We introduce a categorisation of this problem area into four major safety properties. Further, we observe that these properties are interrelated, and hence adopt an integrated model for their enforcement. Based on this integrated model, we demonstrate an approach to Web application safety that is both simpler and more powerful than previous, non-integrated, approaches. In addition, this approach as implemented in our WebStore application server achieves these goals without recourse to new and unfamiliar programming constructs. Finally, benchmark results comparing our server to existing mainstream Web application development platforms demonstrate that it performs comparably for static content and is an order of magnitude faster for database applications.
Keywords
Web applications, Type Safety, Referential Integrity, Persistence
1 INTRODUCTION
As the Web becomes the dominant platform for the construction of large, multi-user applications, it is increasingly important to provide static guarantees of program safety for Web applications. We categorise important safety properties of Web applications as follows:
- Ensuring all delivered HTML content is syntactically well-formed.

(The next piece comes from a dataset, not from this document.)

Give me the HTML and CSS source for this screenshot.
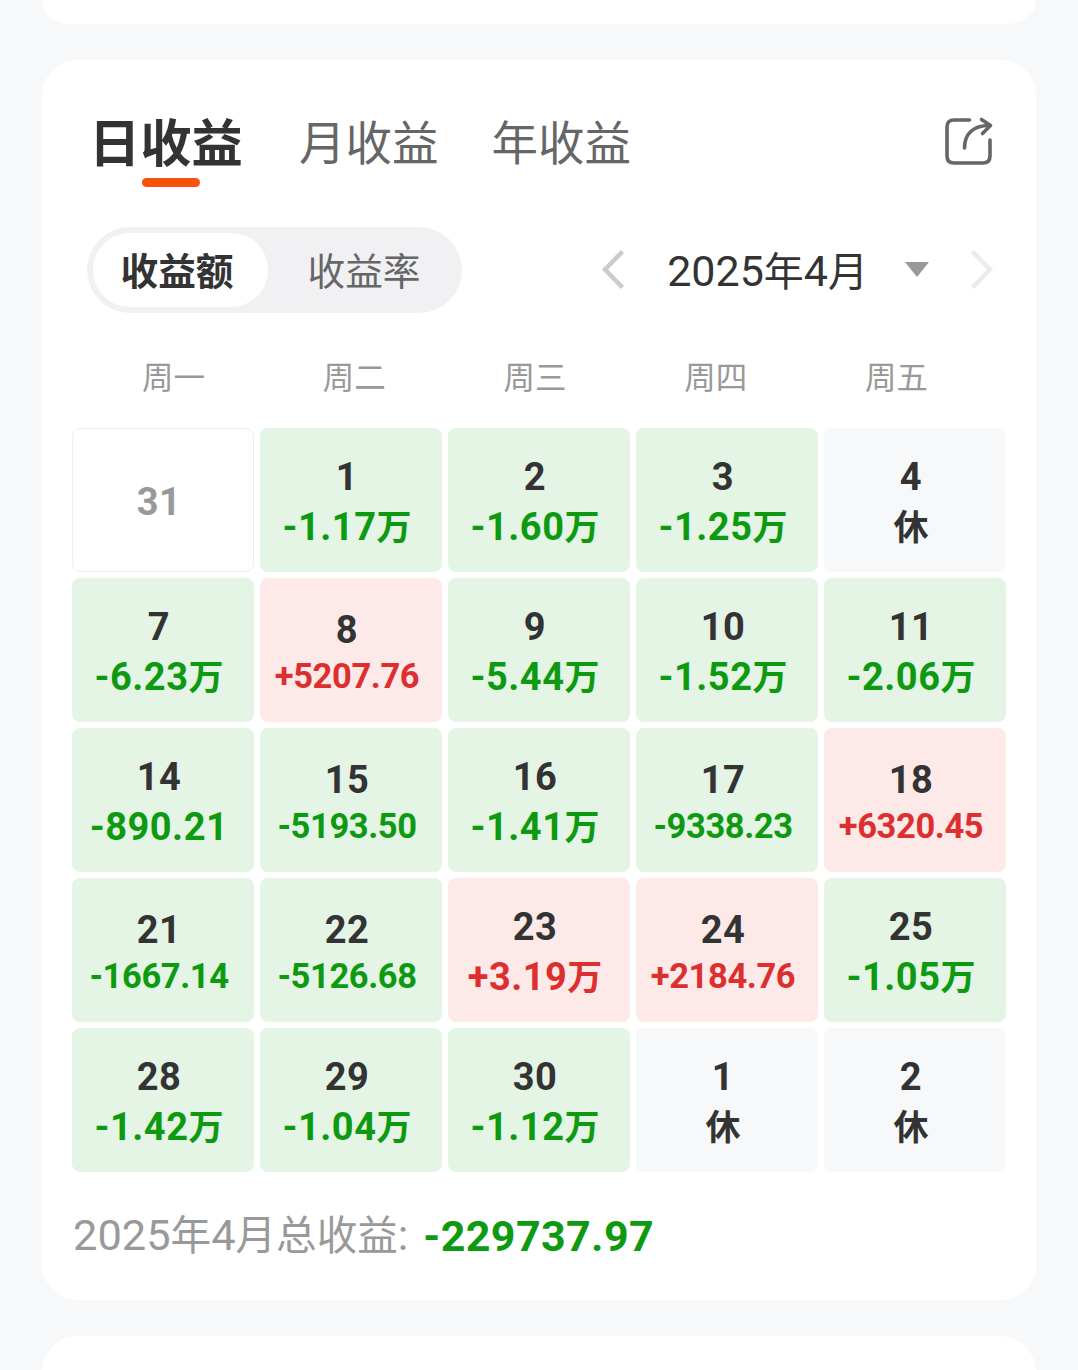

- Ensuring referential integrity of hyper-links in both static and dynamically generated content.
- Ensuring consistency of Web forms with the services processing form input.
- Ensuring statically safe binding of the code of session operations to variables defined with session scope.
Previous work in this area has addressed various of these properties, but has not enumerated the complete set, nor have the inherent relationships between them been recognised. Violations of these properties result in failures that are exposed to both human and programmatic users of the Web application. From a human user's perspective, these failures may be classified as follows:
- Malformed pages - a page served by a Web server is not valid HTML. Consequently, it does not operate as intended with the user's Web browser, perhaps denying the user access to important functionality if part of the page is unable to be rendered.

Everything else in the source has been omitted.